Tuesday, June 5, 2012

Essential Virtual Terminal Credit Card Processing Information

Essential Virtual Terminal Credit Card Processing InformationWe often speak to business owners who seem to confuse virtual terminals with payment gateways. We also still get information requests mostly from very small merchants that take payments by telephone or in the mail and still ask for a merchant account solution based on a physical processing terminal. They would manually enter payment information into the terminal, they tell us.

Our history clearly shows that we haven’t explained well enough what virtual terminals are and what exactly they do. This post is my attempt to make amends.

Virtual Terminal Basics


Virtual terminal is an online service that allows users to process credit and debit card payments by manually entering the payment information directly into their processor’s payment back end.

Once the credit card processing service is set up, the user receives a direct access to the processor’s back end. She can access it from anywhere web connection is present and use the service to not only accept bank card payments, but also to issue refunds, as well as simply request authorization approvals, without actually sending payments for settlement.

Virtual Terminal vs. Payment Gateways


Payment gateways link e-commerce websites with acquiring banks, allowing the two systems to talk to each other, communicating transaction data, authorization requests and any other information that needs to be exchanged. Gateways gather data that are already submitted by the customer and is organized within the website’s shopping cart. This is where the difference between the two services is to be found. While payment gateways solely facilitate the exchange of already provided transaction information, virtual terminals allow users to manually enter it into the acquirer’s system.

Web-based businesses usually get these two services as a package when setting up a credit card processing service. The reason is that each gateway includes a virtual terminal. The most prominent one is the Authorize.Net suite of payment gateway and virtual terminal.

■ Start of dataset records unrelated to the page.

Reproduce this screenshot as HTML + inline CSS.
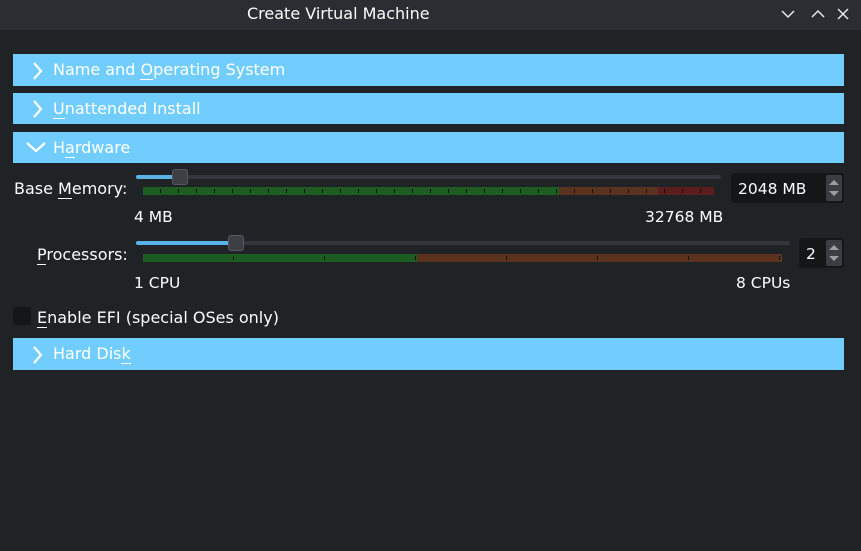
<!DOCTYPE html>
<html><head><style>
*{margin:0;padding:0;box-sizing:border-box}
body{width:861px;height:551px;background:#202326;font-family:"DejaVu Sans","Liberation Sans",sans-serif;font-size:15.5px;color:#fcfcfc;position:relative;overflow:hidden}
.a{position:absolute}
.title{left:0;top:0;width:861px;height:30px;background:#2a2e32}
.bar{left:13px;width:831px;background:#71cdfd;color:#fff;font-size:16px}
.bar span{position:absolute;left:40px;top:6px}
.bar svg{position:absolute;left:19px}
u{text-decoration:none;border-bottom:1px solid #fff;line-height:1}
.lbl{font-size:16px}
.spin{background:#141618;border-radius:3px}
.arr{background:#3a3e42;border-radius:2px}
</style></head><body>
<div class="a title"></div>
<div class="a" style="left:247px;top:4px;font-size:16px">Create Virtual Machine</div>
<svg class="a" style="left:780px;top:6px" width="70" height="16" fill="none" stroke="#e8e8e8" stroke-width="1.5">
<path d="M2 5l6 6 6-6"/><path d="M32 11l6-6 6 6"/><path d="M58 3l10 10M68 3l-10 10"/></svg>

<div class="a bar" style="top:54px;height:32px"><svg style="top:8px" width="12" height="18" fill="none" stroke="#fff" stroke-width="2.2"><path d="M2 1l7 8-7 8"/></svg><span>Name and <u>O</u>perating System</span></div>
<div class="a bar" style="top:93px;height:31px"><svg style="top:7px" width="12" height="18" fill="none" stroke="#fff" stroke-width="2.2"><path d="M2 1l7 8-7 8"/></svg><span style="top:6px"><u>U</u>nattended Install</span></div>
<div class="a bar" style="top:132px;height:31px"><svg style="left:13px;top:10px" width="20" height="11" fill="none" stroke="#fff" stroke-width="2.2"><path d="M1 1l9 8 9-8"/></svg><span>H<u>a</u>rdware</span></div>

<div class="a lbl" style="left:14px;top:179px">Base <u>M</u>emory:</div>
<div class="a" style="left:136px;top:175px;width:585px;height:4px;background:#33373b;border-radius:2px"></div>
<div class="a" style="left:136px;top:175px;width:40px;height:4px;background:#5ab3e8;border-radius:2px"></div>
<div class="a" style="left:172px;top:169px;width:16px;height:16px;background:#3c4044;border:1px solid #55595d;border-radius:3px"></div>
<div class="a" style="left:143px;top:187px;width:416px;height:8px;background:#1d5d22"></div>
<div class="a" style="left:559px;top:187px;width:99px;height:8px;background:#5a321d"></div>
<div class="a" style="left:658px;top:187px;width:56px;height:8px;background:#5b1e1d"></div>
<div class="a" style="left:143px;top:189px;width:571px;height:4px;background:repeating-linear-gradient(90deg,transparent 0,transparent 17px,#111 17px,#111 18px)"></div>
<div class="a" style="left:134px;top:208px">4 MB</div>
<div class="a" style="left:645px;top:208px">32768 MB</div>
<div class="a spin" style="left:731px;top:173px;width:113px;height:30px"></div>
<div class="a" style="left:738px;top:180px">2048 MB</div>
<div class="a arr" style="left:826px;top:175px;width:16px;height:26px"></div>
<svg class="a" style="left:828px;top:178px" width="12" height="20" fill="#9a9ea2"><path d="M1 7l5-5 5 5z"/><path d="M1 13l5 5 5-5z"/></svg>

<div class="a lbl" style="left:37px;top:245px"><u>P</u>rocessors:</div>
<div class="a" style="left:136px;top:241px;width:654px;height:4px;background:#33373b;border-radius:2px"></div>
<div class="a" style="left:136px;top:241px;width:96px;height:4px;background:#5ab3e8;border-radius:2px"></div>
<div class="a" style="left:228px;top:235px;width:16px;height:16px;background:#3c4044;border:1px solid #55595d;border-radius:3px"></div>
<div class="a" style="left:143px;top:254px;width:274px;height:8px;background:#1d5d22"></div>
<div class="a" style="left:417px;top:254px;width:365px;height:8px;background:#5a321d"></div>
<div class="a" style="left:143px;top:256px;width:639px;height:4px;background:repeating-linear-gradient(90deg,transparent 0,transparent 90px,#111 90px,#111 91px)"></div>
<div class="a" style="left:134px;top:274px">1 CPU</div>
<div class="a" style="left:736px;top:274px">8 CPUs</div>
<div class="a spin" style="left:799px;top:238px;width:45px;height:30px"></div>
<div class="a" style="left:806px;top:245px">2</div>
<div class="a arr" style="left:826px;top:240px;width:16px;height:26px"></div>
<svg class="a" style="left:828px;top:243px" width="12" height="20" fill="#9a9ea2"><path d="M1 7l5-5 5 5z"/><path d="M1 13l5 5 5-5z"/></svg>

<div class="a" style="left:13px;top:307px;width:18px;height:18px;background:#141618;border-radius:2px"></div>
<div class="a lbl" style="left:37px;top:308px"><u>E</u>nable EFI (special OSes only)</div>

<div class="a bar" style="top:338px;height:32px"><svg style="top:8px" width="12" height="18" fill="none" stroke="#fff" stroke-width="2.2"><path d="M2 1l7 8-7 8"/></svg><span>Hard Dis<u>k</u></span></div>
</body></html>
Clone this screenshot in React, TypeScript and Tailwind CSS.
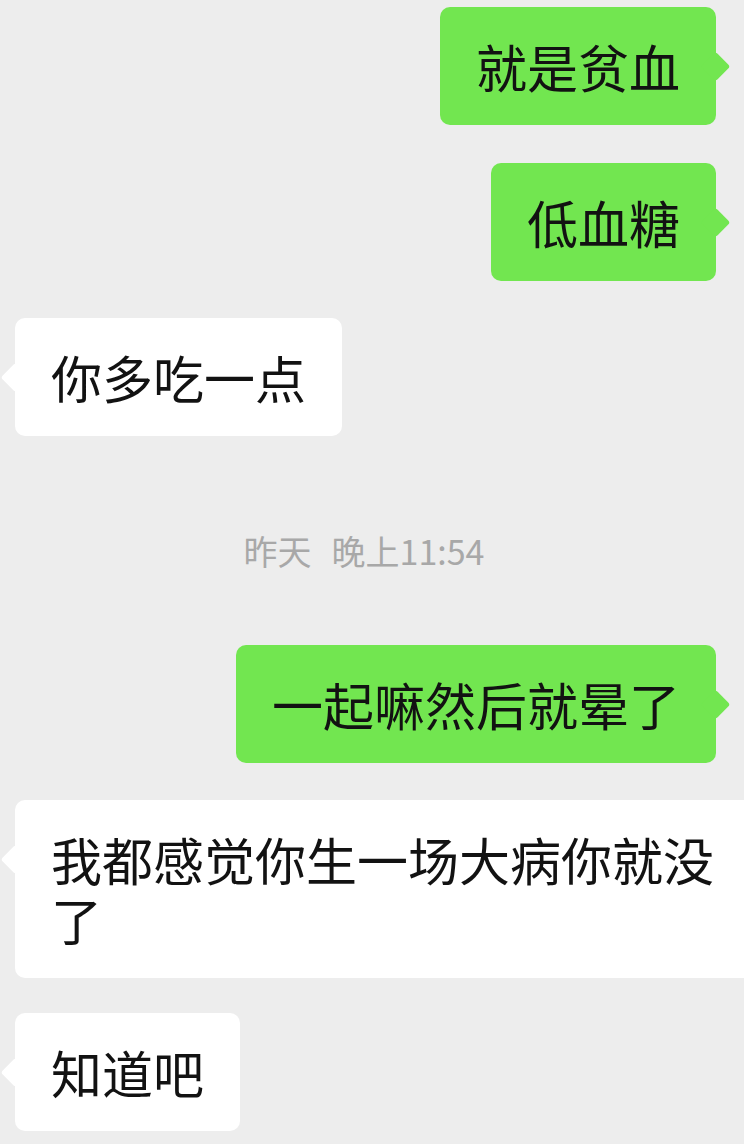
import React from 'react';

type Side = 'left' | 'right';

interface Message {
    id: number;
    side: Side;
    text: string;
}

const font = { fontFamily: '"Noto Sans CJK SC", "Noto Sans", sans-serif' };

const Bubble: React.FC<{ side: Side; text: string; className?: string }> = ({ side, text, className = '' }) => {
    const isMe = side === 'right';
    return (
        <div
            className={`relative rounded-[10px] px-[36px] py-[29px] text-[51px] leading-[60px] text-[#121212] ${
                isMe ? 'bg-[#72e650]' : 'bg-white'
            } ${className}`}
        >
            {/* little tail pointing at the avatar side */}
            <span
                className={`absolute top-[49px] h-[21px] w-[21px] rotate-45 rounded-[3px] ${
                    isMe ? 'right-[-10px] bg-[#72e650]' : 'left-[-10px] bg-white'
                }`}
            />
            <span className="relative">{text}</span>
        </div>
    );
};

const Row: React.FC<{ msg: Message; className?: string; bubbleClass?: string }> = ({ msg, className = '', bubbleClass }) => (
    <div className={`flex ${msg.side === 'right' ? 'justify-end pr-[28px]' : 'justify-start pl-[15px]'} ${className}`}>
        <Bubble side={msg.side} text={msg.text} className={bubbleClass} />
    </div>
);

export default function App() {
    return (
        <div className="h-[1144px] w-[744px] overflow-hidden bg-[#ededed] pt-[7px]" style={font}>
            <div className="flex flex-col">
                <Row msg={{ id: 1, side: 'right', text: '就是贫血' }} />
                <Row msg={{ id: 2, side: 'right', text: '低血糖' }} className="mt-[38px]" />
                <Row msg={{ id: 3, side: 'left', text: '你多吃一点' }} className="mt-[37px]" />

                <div className="mt-[95px] mb-[74px] flex justify-center pr-[16px] text-[34px] leading-[40px] text-[#a8a8a8]">
                    <span>昨天</span>
                    <span className="ml-[20px]">晚上11:54</span>
                </div>

                <Row msg={{ id: 4, side: 'right', text: '一起嘛然后就晕了' }} />
                <Row
                    msg={{ id: 5, side: 'left', text: '我都感觉你生一场大病你就没了' }}
                    className="mt-[37px]"
                    bubbleClass="w-[745px] shrink-0 !pr-[20px]"
                />
                <Row msg={{ id: 6, side: 'left', text: '知道吧' }} className="mt-[35px]" />
            </div>
        </div>
    );
}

Should You Be Using a Virtual Terminal?


Yes, you should and the reason is convenience. If you accept payments by telephone or in the mail, there just isn’t an easier way to process them. All you have to do is manually input the information into a payment form within a browser and hit submit.

Before virtual terminal first appeared as a viable merchant account option, card acceptors had two main options for processing payment information received by telephone or in the mail. They could either call it into the processor’s payment system or manually enter it using a physical credit card machine. I guess the reason some businesses still use one of these these options is habit. There is nothing wrong with them, it's just that they are inconvenient.